Santos-Kosinski says she feels helpless after losing more than $24,000 in a PayPal scam.
She says she logged into her bank account and saw a charge for $899, which she didn't recognize.
“I called the number that was listed a gentleman and gentleman whose that term loosely a man answered and said, this is so-and-so from PayPal and how may I help you?”
That was the beginning of her soon-to-be nightmare.
“He said, I have a form for you to fill in and it's a live form, so be very careful when you fill it in and make sure everything's correct and then submitted.”
So she did - an easy enough way to correct the error. But minutes later, it would get much more complicated.
“Then he said, no, you made a mistake. You put $89,000. You put the decimal point in the wrong place. That amount has been deposited into your account.”
She went from trying to get back $899 - to allegedly being credited $89,000. The man on the phone showed her the new deposit in a fake online bank statement.
“He said, I have to transfer you to our banker because this is serious and you could be charged with stealing from PayPal.”
Santos-Kosinski spoke with multiple people claiming to want to help fix her so-called mistake.
“I wasn't even skeptical about it because I trusted them. It sounded like PayPal.”
Santos-Kosinski followed instructions and wired $24,500 to the account they provided - thinking it was a good faith deposit to initiate the reversal of the $89,000.
“I was so nervous about it and terrified that I would go to jail like they said. They said I was going to go to jail for stealing. I would have the IRS after me. I had no reason not to believe that. That may sound naive or something. but it just sounded so legitimate to me."
But about a week later when she checked her bank account - it was depleted.
“I was expecting all of my money to be in there. I expected part of the $89,000 to be gone.”
“Scammers will stop at nothing to steal money from anyone, whether you're over the age of 50 or not,” said Amy Nofziger, AARP Director of Fraud and Victim Support.
KSBY spoke with AARP, who says scams have been on the rise since the pandemic and aren't slowing down.
“Certainly during the pandemic, we did hear a lot from people who were getting unsolicited phone calls. So the criminals certainly stole a lot of money from us and they're not going to stop just because the pandemic might be over.”
For anyone who gets scammed - in addition to the financial loss, it also takes an emotional toll.
“They're upset with themselves, right? They feel like they should have known better. But no, the criminal shouldn't have been doing this in the first place,” said Nofziger.

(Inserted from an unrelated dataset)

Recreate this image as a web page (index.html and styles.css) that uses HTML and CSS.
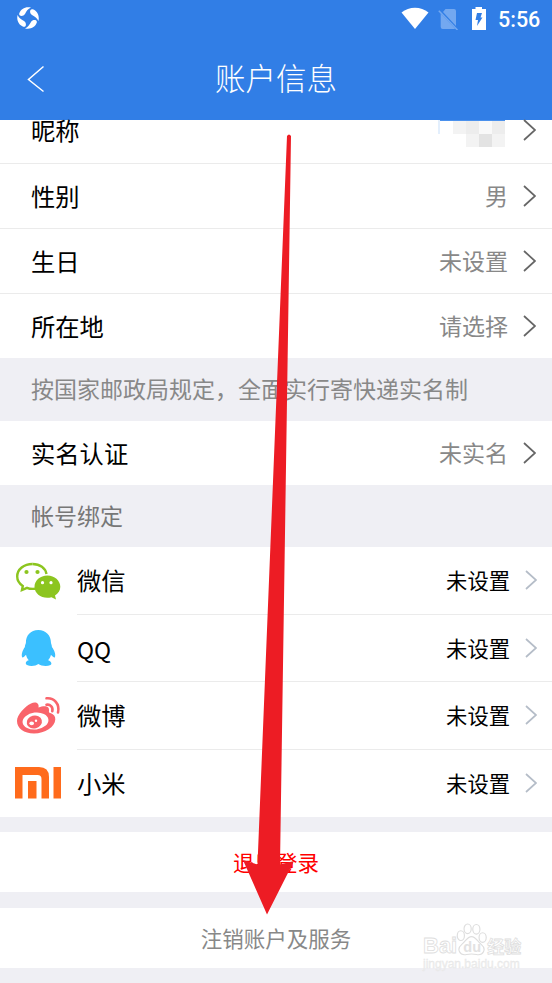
FILE: index.html
```html
<!DOCTYPE html>
<html lang="zh-CN">
<head>
<meta charset="utf-8">
<title>账户信息</title>
<link rel="stylesheet" href="styles.css">
</head>
<body>
<div class="screen">
  <header class="header">
    <div class="status">
      <svg class="app-icon" viewBox="0 0 22 22" width="22" height="22" fill="#fff">
        <path id="blade" d="M2.300 6.200C3.800 2 8.500-.8 14 .6C10.800 2 9.700 4 8 7C6.200 10 1.200 9.300 2.300 6.200Z"/>
        <use href="#blade" transform="rotate(90 11 11)"/>
        <use href="#blade" transform="rotate(180 11 11)"/>
        <use href="#blade" transform="rotate(270 11 11)"/>
      </svg>
      <div class="status-right">
        <svg class="wifi" viewBox="0 0 28 22" width="28" height="22"><path d="M.5 5.500C8-.8 20-.8 27.500 5.500L14 22Z" fill="#fff"/></svg>
        <svg class="sim" viewBox="0 0 20 22" width="20" height="22"><path d="M7.500 1H16Q18 1 18 3V18L5 4ZM2.700 5.500L17 20.500Q16.500 21 16 21H4.700Q2.700 21 2.700 19Z" fill="#73a8f0"/><path d="M.8 2.800L19.500 22" stroke="#73a8f0" stroke-width="1.500"/></svg>
        <svg class="battery" viewBox="0 0 14 23" width="14" height="23"><path d="M3.500 0H10V2H14V23H0V2H3.500Z" fill="#fff"/><path d="M5 6H10L8.500 10.500H10.500L5 19L6 13H3.500Z" fill="#317ee6"/></svg>
        <span class="clock">5:56</span>
      </div>
    </div>
    <div class="titlebar">
      <svg class="back" viewBox="0 0 18 28" width="18" height="28"><path d="M16.500 1.500L1.500 14.500L16.500 26.500" fill="none" stroke="#fff" stroke-width="1.500"/></svg>
      <h1 class="title">账户信息</h1>
    </div>
  </header>

  <main>
    <section class="profile">
      <div class="row row-first"><span class="label">昵称</span>
        <svg class="mosaic" viewBox="0 0 67 27" width="67" height="27" shape-rendering="crispEdges"><path d="M0 0H2V14H0Z" fill="#e3effd"/><path d="M2 0H67V1H2Z" fill="#4b91ed"/><path d="M15 1H28V14H15ZM28 14H41V27H28ZM54 14H67V27H54Z" fill="#f3f3f3"/><path d="M28 1H41V14H28ZM54 1H67V14H54Z" fill="#ededed"/><path d="M41 1H54V14H41Z" fill="#f9f9f9"/><path d="M41 14H54V27H41Z" fill="#e3e3e3"/></svg>
        <svg class="chevron" viewBox="0 0 13 22" width="13" height="22"><path d="M1 1L12 11L1 21"/></svg></div>
      <div class="row"><span class="label">性别</span><span class="value">男</span><svg class="chevron" viewBox="0 0 13 22" width="13" height="22"><path d="M1 1L12 11L1 21"/></svg></div>
      <div class="row"><span class="label">生日</span><span class="value">未设置</span><svg class="chevron" viewBox="0 0 13 22" width="13" height="22"><path d="M1 1L12 11L1 21"/></svg></div>
      <div class="row row-last"><span class="label">所在地</span><span class="value">请选择</span><svg class="chevron" viewBox="0 0 13 22" width="13" height="22"><path d="M1 1L12 11L1 21"/></svg></div>
    </section>
    <p class="caption caption-rule">按国家邮政局规定，全面实行寄快递实名制</p>
    <div class="row row-last"><span class="label">实名认证</span><span class="value">未实名</span><svg class="chevron" viewBox="0 0 13 22" width="13" height="22"><path d="M1 1L12 11L1 21"/></svg></div>
    <p class="caption">帐号绑定</p>
    <section class="accounts">
      <div class="account">
        <svg class="brand" viewBox="0 0 50 44" width="50" height="44">
          <path d="M18.500 5C10 5 3.200 10.300 3.200 17.500C3.200 21.500 5.500 24.800 8.800 27L8 31L13 28.800C15 29.700 18 30 21 29.800" fill="none" stroke="#8cc51f" stroke-width="2.400"/>
          <path d="M18.500 5C26 5 31.500 9 32.500 15" fill="none" stroke="#8cc51f" stroke-width="2.400"/>
          <circle cx="12.500" cy="13" r="2.100" fill="#8cc51f"/><circle cx="23.500" cy="13" r="2.100" fill="#8cc51f"/>
          <path d="M33.500 16.500C40.500 16.500 46.300 21.500 46.300 27.800C46.300 31.500 44.300 34.500 41 36.600L42 40.500L37.500 38.200C29 40.500 20.500 35.500 20.500 27.800C20.500 21.500 26 16.500 33.500 16.500Z" fill="#8cc51f"/>
          <circle cx="28.500" cy="23.700" r="1.600" fill="#fff"/><circle cx="37" cy="23.700" r="1.600" fill="#fff"/>
        </svg>
        <div class="account-body"><span class="label">微信</span><span class="bound">未设置</span><svg class="chevron pale" viewBox="0 0 12 20" width="12" height="20"><path d="M1 1L11 10L1 19"/></svg></div>
      </div>
      <div class="account">
        <svg class="brand" viewBox="0 0 50 44" width="50" height="44"><path d="M24.300 4C16.500 4 11.800 9.500 11.900 17C11.500 18.500 10.800 19.700 10.900 21C8.500 24.500 7 28.500 8.200 31.500C9.800 31.500 11.200 29.800 12 28.800C12.500 31 13.300 32.800 14.800 34.300C11.500 35 11 38 13 39C16.500 40.800 22 40 24.300 38C27 40 33 40.800 36.500 39C38.500 38 37 35 34 34.300C35.500 32.800 36.500 31 37 28.800C38 30 39.300 31.500 40.900 31.500C42 28.500 40.500 24.500 37.900 21C38 19.500 37.300 18.500 37 17C37 9.500 32 4 24.300 4Z" fill="#3bc0ff"/></svg>
        <div class="account-body"><span class="label latin">QQ</span><span class="bound">未设置</span><svg class="chevron pale" viewBox="0 0 12 20" width="12" height="20"><path d="M1 1L11 10L1 19"/></svg></div>
      </div>
      <div class="account">
        <svg class="brand" viewBox="0 0 50 44" width="50" height="44">
          <path d="M17 9.500C21 7.500 25.500 8.500 24.500 13.500C30 11.500 35.500 11.500 35 16.500C34.900 18 34.500 18.500 37 19.300C39.500 20.300 41.500 22.500 41.300 25.500C41 33 31 39.500 20 39.500C10 39.500 3 34.500 3 27C3 20.500 11 12.500 17 9.500Z" fill="#f9646b"/>
          <ellipse cx="21.500" cy="27" rx="13" ry="8.500" transform="rotate(-7 21.500 27)" fill="#fff"/>
          <ellipse cx="20.300" cy="28" rx="7.700" ry="6.500" transform="rotate(-15 20.300 28)" fill="#f9646b"/>
          <ellipse cx="17.700" cy="29.300" rx="2.300" ry="1.900" fill="#fff"/><circle cx="22" cy="26.700" r="1.200" fill="#fff"/>
          <path d="M32.500 4.300C40 3.500 46 10 44 18.500M32.500 10.800C36 10 39.300 13 38.300 17.200" fill="none" stroke="#f9646b" stroke-width="2.600" stroke-linecap="round"/>
        </svg>
        <div class="account-body"><span class="label">微博</span><span class="bound">未设置</span><svg class="chevron pale" viewBox="0 0 12 20" width="12" height="20"><path d="M1 1L11 10L1 19"/></svg></div>
      </div>
      <div class="account account-last">
        <svg class="brand" viewBox="0 0 50 44" width="50" height="44"><path d="M1 6H25Q35 6 35 16V37.500H27.500V18Q27.500 14 23.500 14H8.500V37.500H1ZM14 20H22.500V37.500H14ZM39.500 6H47V37.500H39.500Z" fill="#ff6b1c"/></svg>
        <div class="account-body"><span class="label">小米</span><span class="bound">未设置</span><svg class="chevron pale" viewBox="0 0 12 20" width="12" height="20"><path d="M1 1L11 10L1 19"/></svg></div>
      </div>
    </section>
    <button class="action logout">退出登录</button>
    <button class="action cancel">注销账户及服务</button>
  </main>

  <svg class="arrow" viewBox="0 0 552 983" width="552" height="983"><path d="M287 136Q289 133 291 136L280 864.500L294 861L267 914.500L243 860L257.500 864.500Z" fill="#ed1c24"/></svg>

  <div class="watermark">
    <div class="mark-top">
      <span class="mark-latin">Bai</span>
      <svg class="paw" viewBox="0 0 32 34" width="31" height="33"><g fill="#fff" stroke="#dedede" stroke-width="1.200"><ellipse cx="12" cy="6" rx="3.700" ry="5"/><ellipse cx="21" cy="6.500" rx="3.700" ry="5"/><ellipse cx="5" cy="13" rx="3.700" ry="5"/><ellipse cx="27.500" cy="15" rx="3.700" ry="5"/><path d="M16 14C20.500 14 22 19 26 22C32 27 28 34 21 32.500Q16 31.500 11 32.500C4 34 0 27 6 22C10 19 11.500 14 16 14Z"/></g><text x="7.500" y="29.500" class="du">du</text></svg>
      <span class="mark-cn">经验</span>
    </div>
    <div class="mark-url">jingyan.baidu.com</div>
  </div>
</div>
</body>
</html>
```
FILE: styles.css
```css
* { box-sizing: border-box; }
body {
  margin: 0;
  background: #efeff4;
  color: #000;
  font-family: Roboto, "Noto Sans CJK SC", sans-serif;
}
.screen {
  position: relative;
  width: 552px;
  height: 983px;
  overflow: hidden;
  background: #efeff4;
}
svg { display: block; flex: none; }
.header { height: 120px; background: #317ee6; color: #fff; }
.status {
  display: flex;
  justify-content: space-between;
  height: 38px;
  padding: 7px 12px 0 17px;
}
.status-right { display: flex; align-items: flex-start; }
.sim { margin-left: 9px; margin-top: 1px; }
.battery { margin-left: 14px; }
.clock {
  width: 42px;
  margin-left: 12px;
  font-size: 21.500px;
  font-weight: 500;
  line-height: 25px;
  white-space: nowrap;
}
.titlebar {
  display: grid;
  grid-template-columns: 60px 1fr 60px;
  align-items: center;
  height: 81px;
}
.back { margin-left: 27px; }
.title {
  margin: 0;
  padding-top: 3px;
  font-size: 30.5px;
  font-weight: 300;
  line-height: 44px;
  text-align: center;
}
.row {
  display: flex;
  align-items: center;
  height: 65px;
  padding: 0 16px 0 31px;
  border-bottom: 1px solid #ebebeb;
  background: #fff;
}
.row-first { height: 44px; align-items: flex-start; }
.row-first .label { margin-top: -9px; }
.row-first .chevron { margin-top: -1px; }
.row-last { height: 64px; border-bottom: 0; }
.label { padding-top: 3px; font-size: 24.300px; line-height: 36px; }
.value, .bound { margin-left: auto; padding-top: 3px; line-height: 34px; }
.value { font-size: 23px; color: #888; }
.bound { font-size: 21.300px; }
.account .label, .account .bound { padding-top: 4px; }
.account .latin { font-family: "Noto Sans CJK SC", sans-serif; font-size: 23px; padding-top: 2px; }
.mosaic { margin-left: auto; }
.chevron { margin-left: 15px; fill: none; stroke: #666; stroke-width: 1.700; }
.row-first .chevron { margin-left: 18px; }
.pale { stroke: #b5bdc8; }
.caption {
  height: 62px;
  margin: 0;
  padding: 2px 0 0 31px;
  background: #efeff4;
  color: #777;
  font-size: 23px;
  line-height: 62px;
}
.caption-rule { height: 63px; color: #888; }
.accounts { background: #fff; }
.account { display: flex; align-items: center; height: 67.500px; padding-left: 14px; }
.brand { margin-right: 13px; }
.account-body {
  display: flex;
  flex: 1;
  align-items: center;
  height: 100%;
  padding-right: 15px;
  border-bottom: 1px solid #ebebeb;
}
.account-last .account-body { border-bottom: 0; }
.action {
  display: block;
  width: 100%;
  height: 60px;
  border: 0;
  padding: 0 0 2px;
  background: #fff;
  font-family: inherit;
  font-size: 21.500px;
}
.logout { margin-top: 15px; color: #f00; }
.cancel { margin-top: 16px; color: #888; }
.arrow { position: absolute; left: 0; top: 0; }
.watermark {
  position: absolute;
  left: 423px;
  top: 922px;
  width: 104px;
  color: #fff;
  white-space: nowrap;
  -webkit-text-stroke: 0.800px #dedede;
}
.mark-top {
  display: flex;
  height: 34px;
  align-items: flex-end;
}
.mark-latin { font: bold 22px/20px "Liberation Sans", sans-serif; }
.paw { margin-left: -1px; }
.mark-cn { font: bold 17px/21px "Noto Sans CJK SC", sans-serif; }
.du { font: bold 15px "Liberation Sans", sans-serif; fill: #e2e2e2; stroke: none; }
.mark-url { font: 12px/16px "Liberation Sans", sans-serif; color: #eee; -webkit-text-stroke: 0.300px #e6e6e6; }
```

AARP says the most common way scammers get people to pay them is with a prepaid gift card - and no reputable company would request that.
Santos-Kosinski is currently contacting multiple law enforcement agencies and the banks involved, but has not made any progress in getting her money back.
The worst part is - the money in her account was from a recent home equity loan to do repairs on her house - and now she is on the line to pay that back.